Idaho republican Senators Jim Risch and Mike Crapo have joined a bi-partisan coalition in support of legislation reauthorizing the “Payments in Lieu of Taxes” (PILT) program for ten years.
PILT provides resources to nearly 1,900 counties across 49 states in which the federal government owns property for which it does not pay property taxes. Counties have used the payments for more than 40 years to pay for things like law enforcement, fire fighting, emergency response, and other essential county services.
“The federal government does not pay local property taxes, which makes rural counties containing large swaths of federally-owned land face tough financial decisions,” said Crapo. “Our legislation would provide much-needed stability to these counties so they can budget appropriately according to expected revenue and provide these essential services to local citizens and taxpayers. I look forward to continue working in a bipartisan manner to end the financial uncertainty thousands of rural counties face nationwide.”
According to Risch, “The PILT program impacts every single county in Idaho.

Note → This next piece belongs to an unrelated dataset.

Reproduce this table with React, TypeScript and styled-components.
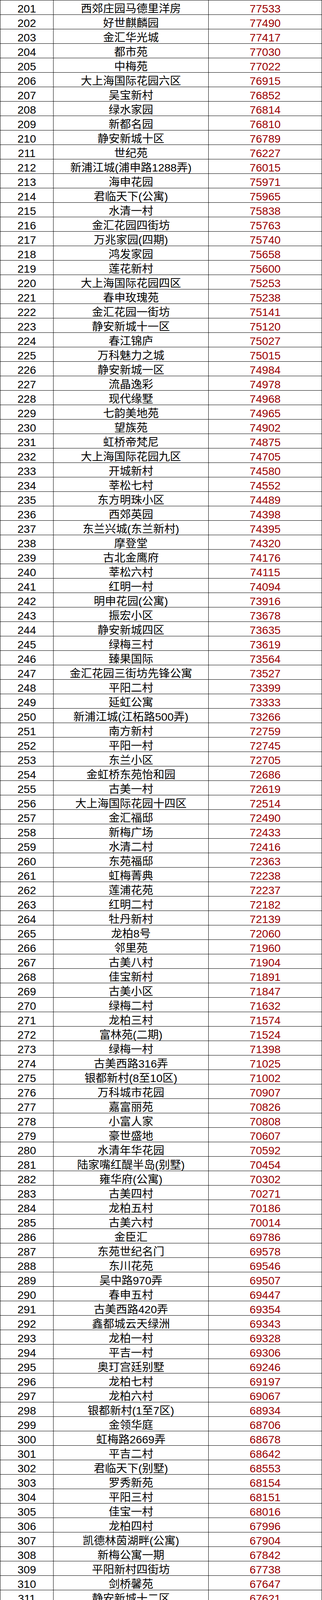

Without PILT funding, many rural communities throughout our state and much of the West would face economic devastation. Our rural communities need a lasting solution, and we owe it to them to fulfill our obligation and reauthorize PILT.”

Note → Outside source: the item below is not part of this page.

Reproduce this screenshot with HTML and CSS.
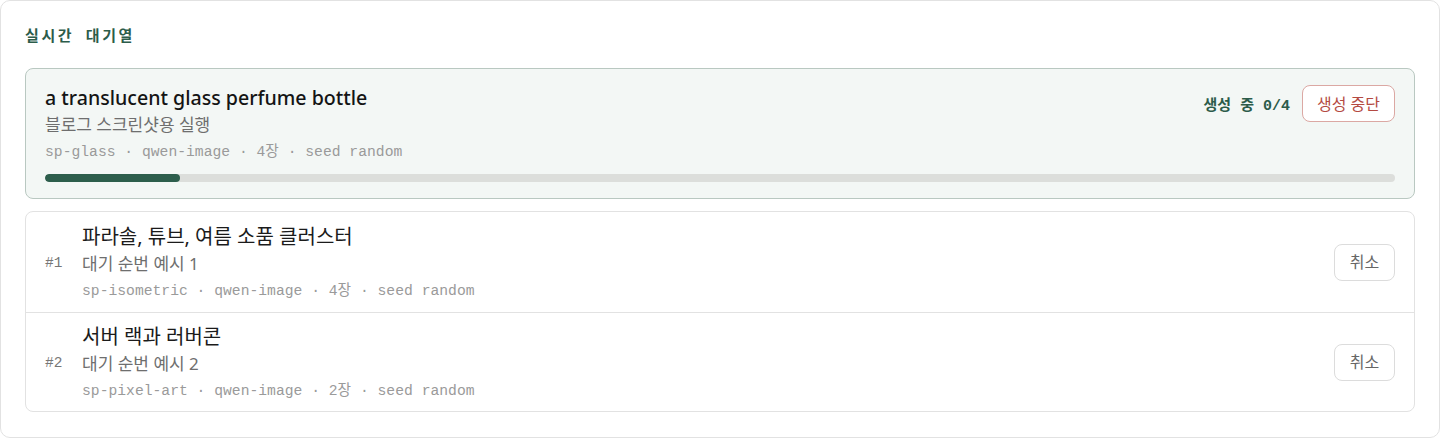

“In 61 percent of the nation’s counties, the federal government is a major landowner. Counties provide critical services for residents and visitors in and around untaxable federal public lands, including roads, bridges, search and rescue, law enforcement and solid waste disposal,” said National Association of Counties Executive Director Matthew Chase. “The PILT program represents the federal government’s commitment to these and many other services. This bill ensures the long-term certainty we need, instead of being susceptible to the whims of unpredictable federal funding and shifting the burden to local taxpayers and businesses.”
You can see the full text of the proposed legislation here.
Earlier this year, Crapo and Risch introduced the “Forest Management for Rural Stability Act.” That bill would also support counties by making the Secure Rural Schools program permanent and create an endowment fund to provide stable, increasing, and reliable funding.